Es ist nicht das erste Mal, dass Lokalpolitiker Julien Ferrat mit derartigen Beiträgen und weiteren provokanten Aktionen in und um Mannheim von sich reden macht.
Julien Ferrat provoziert am liebsten nackt
2017 protestierte Ferrat schon einmal mit einem Nacktfoto. Damals ging es um die Haushaltsplanungen der Stadt Mannheim. Ein Schild mit der Aufschrift "Nein zum Haushalt" verdeckte seine Genitalien. Mit der Aktion kritisierte der Politiker, dass die Planungen "an den Bedürfnissen der Bürger völlig" vorbeigehe. Auf die Frage, warum er sich für diese Art nacktem Protest entschieden habe, sagte Ferrat gegenüber dem Portal Mannheim 24, es sei eine Anspielung auf das Märchen "Des Kaisers neue Kleider". "Die Stadt Mannheim stellt sehr vieles sehr toll dar, aber nüchtern betrachtet ist das, was hier passiert, tatsächlich sehr dürftig", erklärte der damals 26-Jährige.
2019 kassierte der Jungpolitiker schließlich eine Geldstrafe von 3000 Euro, weil er den Oberbürgermeister von Mannheim und dessen Politik in einem Rapvideo massiv kritisiert hatte. Auch mit älteren Rapvideos hatte Ferrat schockiert. Eines davon zeigt explizite Szenen einer Abtreibung.
Im September vergangenen Jahres ließ Ferrat schließlich erneut ein Nacktfoto von sich im Amtsblatt drucken. Seine Genitalien verdeckt er mit den Händen. Daneben steht ein Interview mit dem Titel "Stadtrat Ferrat im Bodycheck". Dabei handelte es sich um einen Beitrag in der Rubrik "Stimmen aus dem Gemeinderat". Darin äußerte sich der Politiker auch zum Liebesleben seiner Amtskollegen. "Sex in kommunalen Einrichtungen" sei "ein Fetisch", der er in fast jedem Stadtrat zu finden sei, so Ferrat. Die Redaktion des Mannheimer Amtsblattes wies darauf hin, dass die Interviewfragen nicht von der Redaktion stammten, sondern sich der Politiker diese selbst gestellt habe.
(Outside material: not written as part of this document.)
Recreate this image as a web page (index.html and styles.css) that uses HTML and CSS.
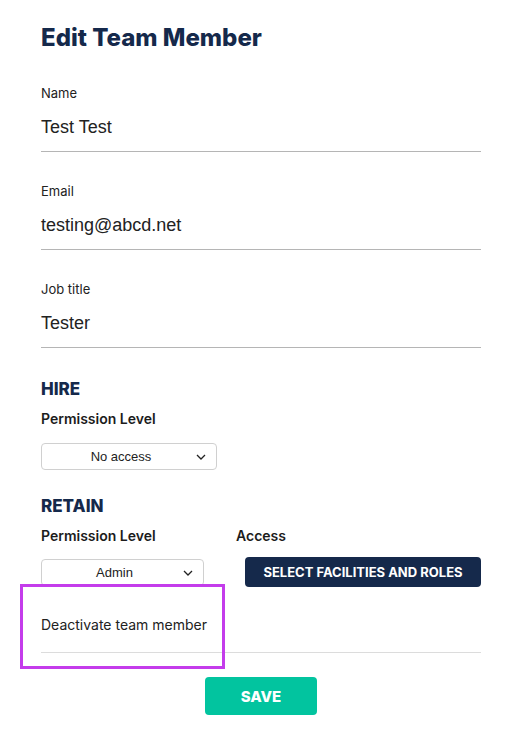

Trotz allem im Mannheimer Stadtrat
Berichten zufolge zog der Lokalpolitiker zunächst als Parteiloser über die offene Liste der Linken 2014 in den Mannheimer Stadtrat ein. Später wurde er Mitglied der konservativen Familienpartei, trat dort 2019 aber wieder aus und gründete seine eigene Partei. Die Wählervereinigung Die Mannheimer setzt sich im Stadtparlament nach eigenen Angaben "gegen Steuergeldverschwendung" und "für mehr Bürgerbeteiligung" ein. Bei den Kommunalwahlen im vergangenen Jahr erhielt Ferrat 3504 Stimmen.